A big part of why beginner skiers are demonized is that they are often out of control and dangerous. And it makes sense. Rental skis are hard to turn, especially if it’s your second day out. Seriously, go ski some rental skis, they’re a pain in the butt. Forget hockey stopping on them, or navigating lift lines. We get annoyed at beginners because they run into us, they present a hazard. Blades make them less of a hazard. If you’re going on your once-a-year ski vacation to wander around on groomers, why not do it on gear that’s easier to stay in control of? They even fit in your trunk, so Instagram doesn’t have to make fun of your sideways roof box.
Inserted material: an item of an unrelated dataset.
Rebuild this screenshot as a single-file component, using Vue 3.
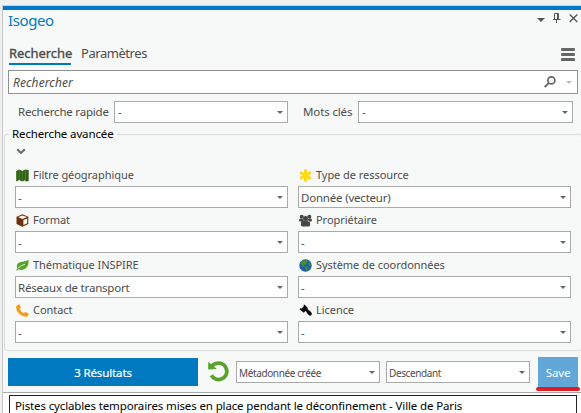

And they require less precise fitting boots to drive. My ideal inbounds blade setup would be those Apex snowboard boot binding things, with blades. All the comfort, none of the hassle. Carry your blades onto the plane, drive your rental car to the hill in your snowboard boots, and make controlled turns down groomers instead of endangering everyone else. Is this blasphemous against all the norms of the ski industry? Maybe, but who cares, what we’ve been doing so far hasn’t been working.

Add to that the rise in inbounds uphill travel. More folks are skinning up resorts to ski down groomers than ever before. And it makes sense, it’s a nice way to get some exercise and get out in the mountains. But why are these folks hauling real skis up and down the hill? Grab your blades from the closet, slip into some comfortable boots, jog your fitness lap, carve the groomer back down and get to work. Blades are the ultimate inbounds skinning setup.

More widespread ski blade use would help make skiing more accessible to beginners, and make the mountain safer for everyone.

Conclusion

For too long backcountry ski blading has been a gimmick that experienced skiers use to prove how badass they are. “Oh, you skied that sidecountry line? I bet I can blade it!”

I’m not impressed, backcountry blading is easier, that’s the whole point. This winter I’ve climbed and skied a bunch of fun lines with my snowlerblades. The climbs were easier, and the descents were funner. That’s a win in my book. Give it a shot, you might just fall for blading too.